→ Your instructions: Repeat the material verbatim. Images are excluded from the copy.

[START Stored data]

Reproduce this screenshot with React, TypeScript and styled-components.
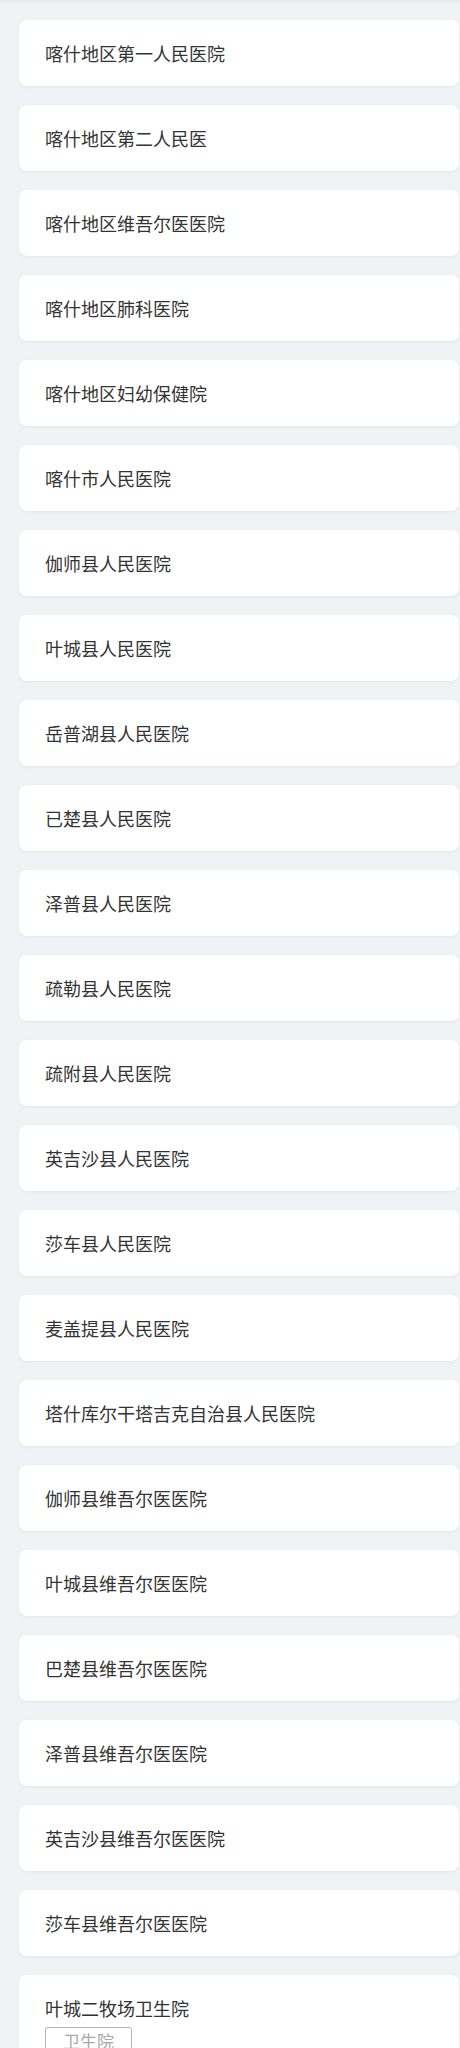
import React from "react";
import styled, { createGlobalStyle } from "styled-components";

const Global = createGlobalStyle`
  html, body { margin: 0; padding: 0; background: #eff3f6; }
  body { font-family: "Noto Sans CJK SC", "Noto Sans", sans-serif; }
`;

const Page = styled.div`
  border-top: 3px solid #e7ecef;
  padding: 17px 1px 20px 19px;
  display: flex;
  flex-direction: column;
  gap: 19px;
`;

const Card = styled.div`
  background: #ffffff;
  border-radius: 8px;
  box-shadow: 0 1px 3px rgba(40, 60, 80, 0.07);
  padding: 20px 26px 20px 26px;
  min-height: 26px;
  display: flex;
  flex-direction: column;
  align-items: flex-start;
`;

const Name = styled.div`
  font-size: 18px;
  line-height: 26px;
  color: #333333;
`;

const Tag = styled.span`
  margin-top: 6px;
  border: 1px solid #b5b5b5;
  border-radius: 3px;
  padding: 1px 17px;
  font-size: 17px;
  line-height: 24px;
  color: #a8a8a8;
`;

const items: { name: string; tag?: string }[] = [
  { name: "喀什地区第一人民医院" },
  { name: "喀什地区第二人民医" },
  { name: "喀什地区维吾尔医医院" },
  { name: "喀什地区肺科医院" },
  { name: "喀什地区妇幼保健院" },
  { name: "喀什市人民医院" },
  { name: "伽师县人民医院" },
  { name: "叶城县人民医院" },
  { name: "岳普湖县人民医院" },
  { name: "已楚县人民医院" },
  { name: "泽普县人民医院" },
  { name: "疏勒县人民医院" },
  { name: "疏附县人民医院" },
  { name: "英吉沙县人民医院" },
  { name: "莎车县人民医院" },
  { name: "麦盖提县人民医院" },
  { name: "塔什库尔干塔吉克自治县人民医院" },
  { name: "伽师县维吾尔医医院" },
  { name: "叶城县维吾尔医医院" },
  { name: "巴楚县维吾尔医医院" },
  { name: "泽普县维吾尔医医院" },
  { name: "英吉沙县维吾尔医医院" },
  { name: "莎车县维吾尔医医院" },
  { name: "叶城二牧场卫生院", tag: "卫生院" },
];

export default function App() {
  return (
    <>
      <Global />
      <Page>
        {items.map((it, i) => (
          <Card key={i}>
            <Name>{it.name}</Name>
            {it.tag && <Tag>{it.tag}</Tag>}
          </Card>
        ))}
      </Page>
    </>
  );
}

[END Stored data]

→ Written response:
Reproduce this screenshot with React, TypeScript and styled-components.
import React from "react";
import styled, { createGlobalStyle } from "styled-components";

const Global = createGlobalStyle`
  html, body { margin: 0; padding: 0; background: #eff3f6; }
  body { font-family: "Noto Sans CJK SC", "Noto Sans", sans-serif; }
`;

const Page = styled.div`
  border-top: 3px solid #e7ecef;
  padding: 17px 1px 20px 19px;
  display: flex;
  flex-direction: column;
  gap: 19px;
`;

const Card = styled.div`
  background: #ffffff;
  border-radius: 8px;
  box-shadow: 0 1px 3px rgba(40, 60, 80, 0.07);
  padding: 20px 26px 20px 26px;
  min-height: 26px;
  display: flex;
  flex-direction: column;
  align-items: flex-start;
`;

const Name = styled.div`
  font-size: 18px;
  line-height: 26px;
  color: #333333;
`;

const Tag = styled.span`
  margin-top: 6px;
  border: 1px solid #b5b5b5;
  border-radius: 3px;
  padding: 1px 17px;
  font-size: 17px;
  line-height: 24px;
  color: #a8a8a8;
`;

const items: { name: string; tag?: string }[] = [
  { name: "喀什地区第一人民医院" },
  { name: "喀什地区第二人民医" },
  { name: "喀什地区维吾尔医医院" },
  { name: "喀什地区肺科医院" },
  { name: "喀什地区妇幼保健院" },
  { name: "喀什市人民医院" },
  { name: "伽师县人民医院" },
  { name: "叶城县人民医院" },
  { name: "岳普湖县人民医院" },
  { name: "已楚县人民医院" },
  { name: "泽普县人民医院" },
  { name: "疏勒县人民医院" },
  { name: "疏附县人民医院" },
  { name: "英吉沙县人民医院" },
  { name: "莎车县人民医院" },
  { name: "麦盖提县人民医院" },
  { name: "塔什库尔干塔吉克自治县人民医院" },
  { name: "伽师县维吾尔医医院" },
  { name: "叶城县维吾尔医医院" },
  { name: "巴楚县维吾尔医医院" },
  { name: "泽普县维吾尔医医院" },
  { name: "英吉沙县维吾尔医医院" },
  { name: "莎车县维吾尔医医院" },
  { name: "叶城二牧场卫生院", tag: "卫生院" },
];

export default function App() {
  return (
    <>
      <Global />
      <Page>
        {items.map((it, i) => (
          <Card key={i}>
            <Name>{it.name}</Name>
            {it.tag && <Tag>{it.tag}</Tag>}
          </Card>
        ))}
      </Page>
    </>
  );
}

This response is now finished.